Se pone de pie y me conduce hasta la zona de su casa donde están las habitaciones. Se nota que han acondicionado la casa para adaptarse a la silla de ruedas del hombre. Pasamos por un pasillo hasta un área de descanso muy acogedora. Al fondo de ese lugar hay una puerta de madera corrediza.

Me hace una seña con la mano para que espere ahí y toca la puerta.

—Alec, ¿puedes venir por favor?

—Quien sea, no me interesa —contesta desde dentro.

—Alec, por favor, debes ver a la enfermera —le pide la mujer. La veo resoplar y girar los ojos, no parece ser un hombre fácil. La compadezco si tiene que aguantarse su mal genio.

—Ya te dije que no, no voy a aceptar a ninguna que me impongas —replica.

La esposa se pone una mano en la cabeza y vuelve a suspirar.

—Espera aquí, abriré desde el otro lado —indica.

Sale dando fuertes pisadas en el suelo, claramente está molesta. Desde el otro lado no se escucha nada más. Este hombre parece mucho más insoportable de lo que pensé. ¿De verdad se ha encerrado en su habitación? No lo creo, es muy peligroso. Debe estar fingiendo.

Una idea estúpida se me pasa por la cabeza: intentar abrir la puerta. Tal vez se haya ido al otro lado, ahora que sabe que su mujer va a abrir la otra entrada.

Deslizo con suavidad la puerta corrediza y para mi sorpresa, se abre sin poner ninguna resistencia. El hombre que se supone que debo cuidar está de espaldas a mí.

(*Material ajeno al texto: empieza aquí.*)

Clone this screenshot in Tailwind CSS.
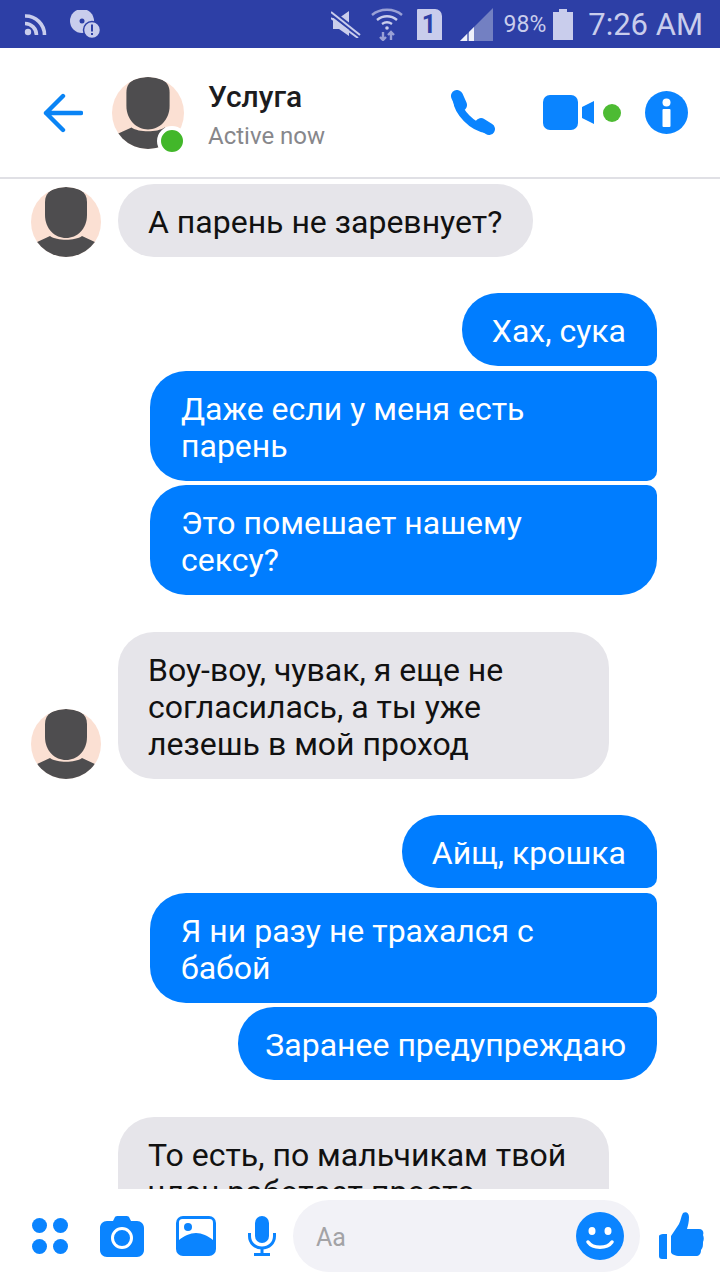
<!DOCTYPE html>
<html lang="en">
<head>
    <meta charset="UTF-8">
    <meta name="viewport" content="width=device-width, initial-scale=1.0">
    <title>Messenger chat</title>
    <script src="https://cdn.jsdelivr.net/npm/@tailwindcss/browser@4"></script>
</head>
<body class="bg-white font-['Roboto',sans-serif]">
    <!-- shared avatar -->
    <svg class="absolute h-0 w-0" width="0" height="0">
        <defs>
            <clipPath id="avatarClip"><circle cx="35" cy="35" r="35"/></clipPath>
            <symbol id="avatar" viewBox="0 0 70 70">
                <circle cx="35" cy="35" r="35" fill="#fbe0d3"/>
                <g clip-path="url(#avatarClip)" fill="#4e4d4f">
                    <path d="M14 15C14 4 23 0 35 0C47 0 56 4 56 15L56 28C56 42 46 51 35 51C24 51 14 42 14 28Z"/>
                    <path d="M2 70L4 56L19 49C26 54 44 54 51 49L66 56L68 70Z"/>
                </g>
            </symbol>
        </defs>
    </svg>

    <div class="flex h-[1280px] w-[720px] flex-col overflow-hidden">
        <!-- status bar -->
        <div class="flex h-[48px] shrink-0 items-center bg-[#2d3fa6] text-[#c9cdec]">
            <svg class="ml-[24px]" width="23" height="23" viewBox="0 0 23 23" fill="none" stroke="#c9cdec" stroke-width="3.6">
                <circle cx="4" cy="19" r="3.2" fill="#c9cdec" stroke="none"/>
                <path d="M1 10.5A11.5 11.5 0 0 1 12.5 22"/>
                <path d="M1 3A19 19 0 0 1 20.5 22"/>
            </svg>
            <svg class="ml-[23px]" width="30" height="28" viewBox="0 0 30 28">
                <circle cx="12" cy="11" r="12" fill="#c9cdec"/>
                <circle cx="12" cy="11" r="2.5" fill="#2d3fa6"/>
                <circle cx="22" cy="20" r="8.5" fill="#c9cdec" stroke="#2d3fa6" stroke-width="1.5"/>
                <rect x="21" y="14.5" width="2" height="7" fill="#2d3fa6"/>
                <rect x="21" y="23" width="2" height="2" fill="#2d3fa6"/>
            </svg>
            <svg class="ml-auto" width="30" height="28" viewBox="0 0 30 28">
                <path d="M2 8H8L18 1V26L8 19H2Z" fill="#c9cdec"/>
                <path d="M1 3L28 24" stroke="#2d3fa6" stroke-width="6"/>
                <path d="M0 2L29 25" stroke="#c9cdec" stroke-width="2"/>
                <path d="M0 8L27 28" stroke="#c9cdec" stroke-width="2"/>
            </svg>
            <svg class="ml-[10px]" width="32" height="34" viewBox="0 0 32 34" fill="none" stroke="#9aa1d6" stroke-width="2.4">
                <path d="M1 8C9 1 23 1 31 8"/>
                <path d="M6 13C12 8 20 8 26 13" stroke="#c9cdec"/>
                <path d="M11 17C14 15 18 15 21 17" stroke="#c9cdec"/>
                <circle cx="16" cy="21" r="1.8" fill="#c9cdec" stroke="none"/>
                <path d="M12 25V33M9 30L12 33L15 30M20 33V25M17 28L20 25L23 28"/>
            </svg>
            <div class="ml-[14px] flex h-[31px] w-[25px] items-center justify-center rounded-tl-[1px] rounded-tr-[7px] bg-[#c9cdec] text-[25px] leading-none font-bold text-[#2d3fa6]">1</div>
            <svg class="ml-[17px]" width="34" height="34" viewBox="0 0 34 34">
                <path d="M1 34L34 1V34Z" fill="#7380c2"/>
                <path d="M1 34L8 27V34Z" fill="#eef0fa"/>
                <path d="M10 25L15 20V34H10Z" fill="#eef0fa"/>
            </svg>
            <span class="ml-[11px] text-[23px] leading-none">98%</span>
            <svg class="ml-[7px]" width="20" height="31" viewBox="0 0 20 31">
                <path d="M0 3H6V0H14V3H20V31H0Z" fill="#c9cdec"/>
            </svg>
            <span class="mr-[17px] ml-[15px] text-[31px] leading-none font-normal">7:26 AM</span>
        </div>

        <!-- header -->
        <div class="flex h-[131px] shrink-0 items-center border-b-2 border-[#e0e0e5] bg-white">
            <svg class="ml-[43px]" width="40" height="40" viewBox="0 0 40 40" fill="none" stroke="#0a84f5" stroke-width="4.4" stroke-linecap="round" stroke-linejoin="round">
                <path d="M38 20H3M20 3L3 20L20 37"/>
            </svg>
            <div class="relative ml-[29px] h-[72px] w-[72px]">
                <svg width="72" height="72"><use href="#avatar"/></svg>
                <span class="absolute top-[49px] left-[45px] h-[30px] w-[30px] rounded-full border-4 border-white bg-[#42b72a]"></span>
            </div>
            <div class="ml-[24px] flex flex-col pt-[4px]">
                <span class="text-[30px] leading-[36px] font-medium text-[#1c1c1e]">Услуга</span>
                <span class="mt-[7px] text-[24px] leading-[28px] text-[#87878b]">Active now</span>
            </div>
            <div class="ml-auto flex items-center">
                <svg width="46" height="46" viewBox="0 0 46 46" fill="none" stroke="#0a84ff" stroke-linecap="round">
                    <path d="M7 10C8 22 22 37 36 39" stroke-width="8"/>
                    <path d="M7 6L11 15" stroke-width="12"/>
                    <path d="M31 34L39 39" stroke-width="12"/>
                </svg>
                <svg class="ml-[47px]" width="52" height="36" viewBox="0 0 52 36">
                    <rect x="0" y="0" width="35" height="35" rx="7" fill="#0a84ff"/>
                    <path d="M39 12L51 6V29L39 23Z" fill="#0a84ff"/>
                </svg>
                <span class="ml-[8px] h-[18px] w-[18px] rounded-full bg-[#4dbb33]"></span>
                <svg class="mr-[32px] ml-[24px]" width="43" height="43" viewBox="0 0 43 43">
                    <circle cx="21.5" cy="21.5" r="21.5" fill="#0a84ff"/>
                    <circle cx="21.5" cy="11.5" r="4" fill="#fff"/>
                    <rect x="17.5" y="18" width="8" height="18" rx="1" fill="#fff"/>
                </svg>
            </div>
        </div>

        <!-- messages -->
        <div class="min-h-0 flex-1 overflow-hidden pt-[5px] text-[32px] leading-[37px]">
            <div class="flex items-end pl-[31px]">
                <svg class="shrink-0" width="70" height="70"><use href="#avatar"/></svg>
                <div class="ml-[17px] rounded-[36px] bg-[#e6e5ea] pt-[20px] pr-[31px] pb-[16px] pl-[30px] text-[#111]">А парень не заревнует?</div>
            </div>

            <div class="mt-[36px] flex flex-col items-end gap-[4.5px] pr-[63px] text-white">
                <div class="rounded-[36px] rounded-br-[10px] bg-[#007dff] pt-[20px] pr-[31px] pb-[16px] pl-[30px]">Хах, сука</div>
                <div class="w-[507px] rounded-l-[36px] rounded-r-[10px] bg-[#007dff] pt-[20px] pr-[31px] pb-[16px] pl-[31px]">Даже если у меня есть<br>парень</div>
                <div class="w-[507px] rounded-[36px] rounded-tr-[10px] bg-[#007dff] pt-[20px] pr-[31px] pb-[16px] pl-[31px]">Это помешает нашему<br>сексу?</div>
            </div>

            <div class="mt-[36.5px] flex items-end pl-[31px]">
                <svg class="shrink-0" width="70" height="70"><use href="#avatar"/></svg>
                <div class="ml-[17px] w-[491px] rounded-[36px] bg-[#e6e5ea] pt-[20px] pr-[31px] pb-[16px] pl-[30px] text-[#111]">Воу-воу, чувак, я еще не<br>согласилась, а ты уже<br>лезешь в мой проход</div>
            </div>

            <div class="mt-[36.5px] flex flex-col items-end gap-[4.5px] pr-[63px] text-white">
                <div class="rounded-[36px] rounded-br-[10px] bg-[#007dff] pt-[20px] pr-[31px] pb-[16px] pl-[30px]">Айщ, крошка</div>
                <div class="w-[507px] rounded-l-[36px] rounded-r-[10px] bg-[#007dff] pt-[20px] pr-[31px] pb-[16px] pl-[31px]">Я ни разу не трахался с<br>бабой</div>
                <div class="w-[419px] rounded-[36px] rounded-tr-[10px] bg-[#007dff] pt-[20px] pr-[31px] pb-[16px] text-right">Заранее предупреждаю</div>
            </div>

            <div class="mt-[36.5px] ml-[118px] w-[491px] rounded-[36px] bg-[#e6e5ea] pt-[20px] pr-[31px] pb-[16px] pl-[30px] text-[#111]">То есть, по мальчикам твой<br>член работает просто</div>
        </div>

        <!-- composer -->
        <div class="flex h-[91px] shrink-0 items-center bg-white pt-[3px]">
            <svg class="ml-[32px]" width="36" height="36" viewBox="0 0 36 36" fill="#0a84ff">
                <circle cx="7.5" cy="7.5" r="7.5"/><circle cx="28.5" cy="7.5" r="7.5"/>
                <circle cx="7.5" cy="28.5" r="7.5"/><circle cx="28.5" cy="28.5" r="7.5"/>
            </svg>
            <svg class="ml-[32px]" width="44" height="41" viewBox="0 0 44 41">
                <path d="M7 5H13L15 1C15.500 0 17 0 18 0H26C27 0 28.500 0 29 1L31 5H37C41 5 44 8 44 12V34C44 38 41 41 37 41H7C3 41 0 38 0 34V12C0 8 3 5 7 5Z" fill="#0a84ff"/>
                <circle cx="22" cy="22" r="9.500" fill="none" stroke="#fff" stroke-width="3"/>
            </svg>
            <svg class="ml-[32px]" width="40" height="40" viewBox="0 0 40 40">
                <rect x="0" y="0" width="40" height="40" rx="7" fill="#0a84ff"/>
                <path d="M3 24V7C3 4 4 3 7 3H33C36 3 37 4 37 7V24C32 20 26 17 20 17C14 17 8 20 3 24Z" fill="#fff"/>
                <circle cx="12" cy="11" r="4" fill="#0a84ff"/>
            </svg>
            <svg class="ml-[32px]" width="28" height="40" viewBox="0 0 28 40" fill="none">
                <rect x="7" y="0" width="14" height="27" rx="7" fill="#0a84ff"/>
                <path d="M1.500 17V20C1.500 27 7 32 14 32C21 32 26.500 27 26.500 20V17" stroke="#0a84ff" stroke-width="3"/>
                <path d="M14 32V38M6 38.500H22" stroke="#0a84ff" stroke-width="3"/>
            </svg>
            <div class="ml-[17px] flex h-[72px] w-[347px] items-center justify-between rounded-[36px] bg-[#f2f2f7] pr-[16px] pl-[23px]">
                <span class="pt-[3px] text-[25px] text-[#a3a3a6]">Aa</span>
                <svg width="48" height="48" viewBox="0 0 48 48">
                    <circle cx="24" cy="24" r="24" fill="#0a84ff"/>
                    <ellipse cx="16" cy="19" rx="3.500" ry="4" fill="#fff"/>
                    <ellipse cx="32" cy="19" rx="3.500" ry="4" fill="#fff"/>
                    <path d="M12 30C17 37 31 37 36 30" fill="none" stroke="#fff" stroke-width="3.500" stroke-linecap="round"/>
                </svg>
            </div>
            <svg class="ml-[18px]" width="46" height="48" viewBox="0 0 46 48" fill="#0a84ff">
                <path d="M1 24C1 23 3 22 5 22H9V47H4C2 47 1 46 1 44Z"/>
                <path d="M13 24L21 12C23 8 23 4 25 1C28 -1 31 1 31 5C31 10 30 13 29 17H41C45 17 46 20 45 23C46 25 46 28 45 30C45 33 45 36 43 38C43 42 41 44 38 44H22C17 44 13 42 13 40Z"/>
            </svg>
        </div>
    </div>
</body>
</html>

Lleva su cabello amarrado en un moño en la cabeza. Su cabello es entre rubio y castaño; algo raro para ser alguien mayor.

Cuando escucha que abro la puerta, se gira con la silla de ruedas y entonces quedo en shock. Porque el señor Alec Fairchild es de todo, menos un viejecito cascarrabias.

—¿Quién es usted? ¡Lárguese! —me grita.

Quizá sí es un cascarrabias después de todo.

—Soy Madison Jones, y yo seré su enfermera —respondo sin quitarle los ojos de encima.

Él me mira con el ceño fruncido, sus ojos verdes están escondidos bajo esas tupidas cejas que tiene. Una gran barba le cubre la mitad del rostro, pero ni siquiera eso le quita lo atractivo. Es un hombre increíblemente guapo.

—Pierde su tiempo, no la aceptaré.

—Señor Fairchild, deme una oportunidad, si para el final del día sigo sin agradarle, entonces podrá despedirme y no pondré ninguna objeción.

Justo en ese momento la esposa consigue abrir la puerta del otro lado. Se nota que esa la pusieron ahí después del accidente.

—Alec, la aceptarás o te juro que… —Él levanta una mano para interrumpirla.

—Está bien, acepto —contesta, pero estoy segura de que eso me lo ha dicho a mí.